Как вспоминал позднее Михаил Орлов, «все улицы, по которым союзники должны были проходить, и все примыкающие к ним улицы были набиты народом, который занял даже кровли домов. Казалось, Париж не хотел иметь посредников между собою и новыми гостями своими: народ, содержавшийся двенадцать лет в страдательном повиновении, как будто в первый раз пользовался свободным употреблением воли и громко обнаруживал своим восторгом, что принимает на себя сделать императору Александру встречу, достойную великого города».
Другие участники торжественного вступления русских и союзнических войск в Париж рассказывали, что французы приветствовали русского царя титулами «освободителя Европы» и «воскресителя Бурбонов», спрашивали, не примет ли он их под свою руку, и поражались тому, как выглядят русские офицеры и солдаты. Из уст в уста передавался ответ императора на реплику одного из горожан, крикнувшего, что русских давно заждались: «Я бы ранее к вам приехал; обвиняйте в моей медлительности храбрость ваших войск».

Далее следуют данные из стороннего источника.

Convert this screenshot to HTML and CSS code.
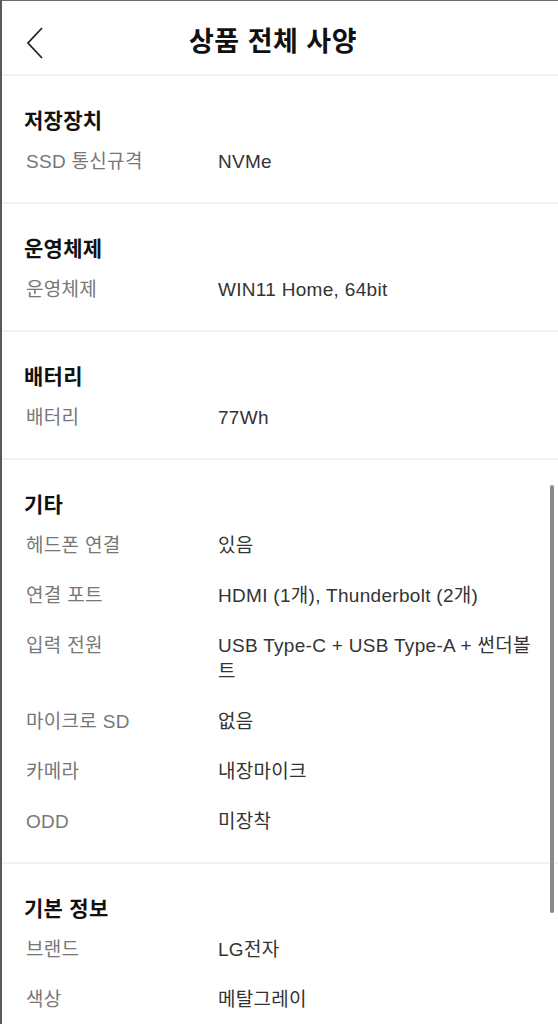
FILE: index.html
```html
<!DOCTYPE html>
<html lang="ko">
<head>
<meta charset="utf-8">
<title>상품 전체 사양</title>
<link rel="stylesheet" href="styles.css">
</head>
<body>
<div class="screen">
  <header class="topbar">
    <svg class="back" width="20" height="34" viewBox="0 0 20 34"><path d="M17 2 L3 17 L17 32" fill="none" stroke="#222" stroke-width="1.8"/></svg>
    <h1 class="title">상품 전체 사양</h1>
  </header>
  <main class="content">
    <section class="group">
      <h2 class="group-title">저장장치</h2>
      <div class="row"><span class="label">SSD 통신규격</span><span class="value">NVMe</span></div>
    </section>
    <section class="group">
      <h2 class="group-title">운영체제</h2>
      <div class="row"><span class="label">운영체제</span><span class="value">WIN11 Home, 64bit</span></div>
    </section>
    <section class="group">
      <h2 class="group-title">배터리</h2>
      <div class="row"><span class="label">배터리</span><span class="value">77Wh</span></div>
    </section>
    <section class="group">
      <h2 class="group-title">기타</h2>
      <div class="row"><span class="label">헤드폰 연결</span><span class="value">있음</span></div>
      <div class="row"><span class="label">연결 포트</span><span class="value">HDMI (1개), Thunderbolt (2개)</span></div>
      <div class="row"><span class="label">입력 전원</span><span class="value">USB Type-C + USB Type-A + 썬더볼트</span></div>
      <div class="row"><span class="label">마이크로 SD</span><span class="value">없음</span></div>
      <div class="row"><span class="label">카메라</span><span class="value">내장마이크</span></div>
      <div class="row"><span class="label">ODD</span><span class="value">미장착</span></div>
    </section>
    <section class="group">
      <h2 class="group-title">기본 정보</h2>
      <div class="row"><span class="label">브랜드</span><span class="value">LG전자</span></div>
      <div class="row"><span class="label">색상</span><span class="value">메탈그레이</span></div>
    </section>
  </main>
  <div class="scrollbar"></div>
</div>
</body>
</html>
```
FILE: styles.css
```css
html, body {
  margin: 0;
  padding: 0;
  background: #fff;
}
body {
  font-family: "Liberation Sans", "Noto Sans CJK KR", sans-serif;
  color: #222;
}
.screen {
  position: relative;
  width: 556px;
  height: 1023px;
  border-left: 2px solid #5a5a5a;
  border-top: 1px solid #6a6a6a;
  overflow: hidden;
}
.topbar {
  height: 70px;
  padding: 3px 14px 0 0;
  display: flex;
  align-items: center;
  justify-content: center;
  position: relative;
  border-bottom: 2px solid #f1f1f1;
}
.back {
  position: absolute;
  left: 23px;
  top: 25px;
}
.title {
  margin: 0;
  font-size: 27px;
  font-weight: 700;
  color: #111;
  letter-spacing: 0.5px;
}
.group {
  padding: 30px 0 16px 22px;
  border-bottom: 2px solid #f1f1f1;
}
.group-title {
  margin: 0;
  font-size: 21px;
  line-height: 30px;
  font-weight: 700;
  color: #111;
  letter-spacing: 0.3px;
}
.row {
  display: flex;
  padding: 13px 0 11px;
  font-size: 19px;
  line-height: 26px;
  letter-spacing: 0.3px;
}
.label {
  width: 192px;
  flex: none;
  padding-left: 2px;
  color: #777;
}
.value {
  flex: 1;
  padding-right: 24px;
  color: #333;
  word-break: break-all;
}
.scrollbar {
  position: absolute;
  right: 4px;
  top: 484px;
  width: 4px;
  height: 428px;
  border-radius: 2px;
  background: #8a8a8a;
}
```
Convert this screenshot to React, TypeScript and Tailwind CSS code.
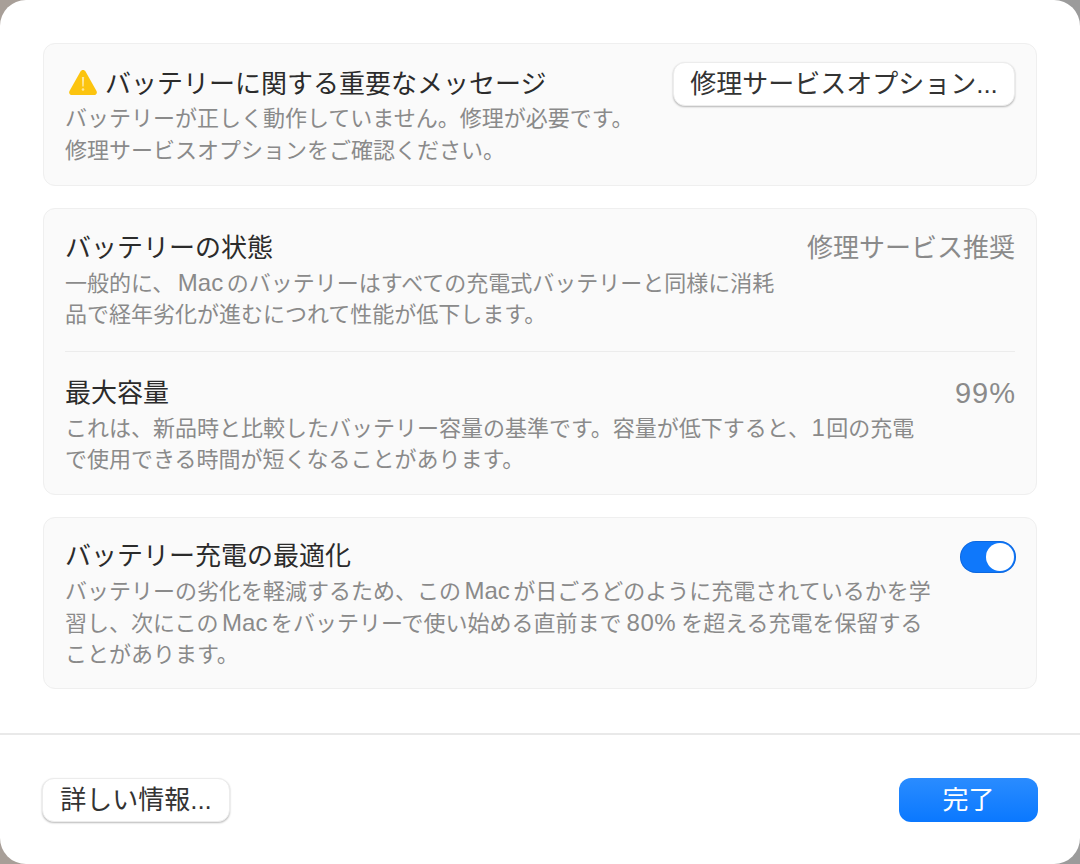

После торжественного марша Александр I отправился во дворец Талейрана, где ему были приготовлены апартаменты, а русские войска распределились по городу, разместившись лагерем даже на Елисейских полях — там квартировали казаки. Наши солдаты в полной мере смогли добиться, чтобы представление о них пришло в соответствие с реальностью. Несмотря на множество карикатур, отражающих смену этого представления, видно, что парижане в большинстве своем с симпатией отнеслись к «русским варварам», хотя и были шокированы некоторыми их привычками: например, тем, что казаки в полуголом, а то и в голом виде купали своих коней в Сене прямо у берегов острова Сите.
Реакция парижан на вступление войск союзников в Париж и потеря столицы стали теми событиями, которые окончательно сломили дух французов. Через четыре дня, 23 марта, в Фонтенбло император Наполеон I, уступая настойчивым уговорам своих маршалов, особенно участвовавших в парижской обороне, подписал свое отречение от престола и вскоре отправился в изгнание на Эльбу.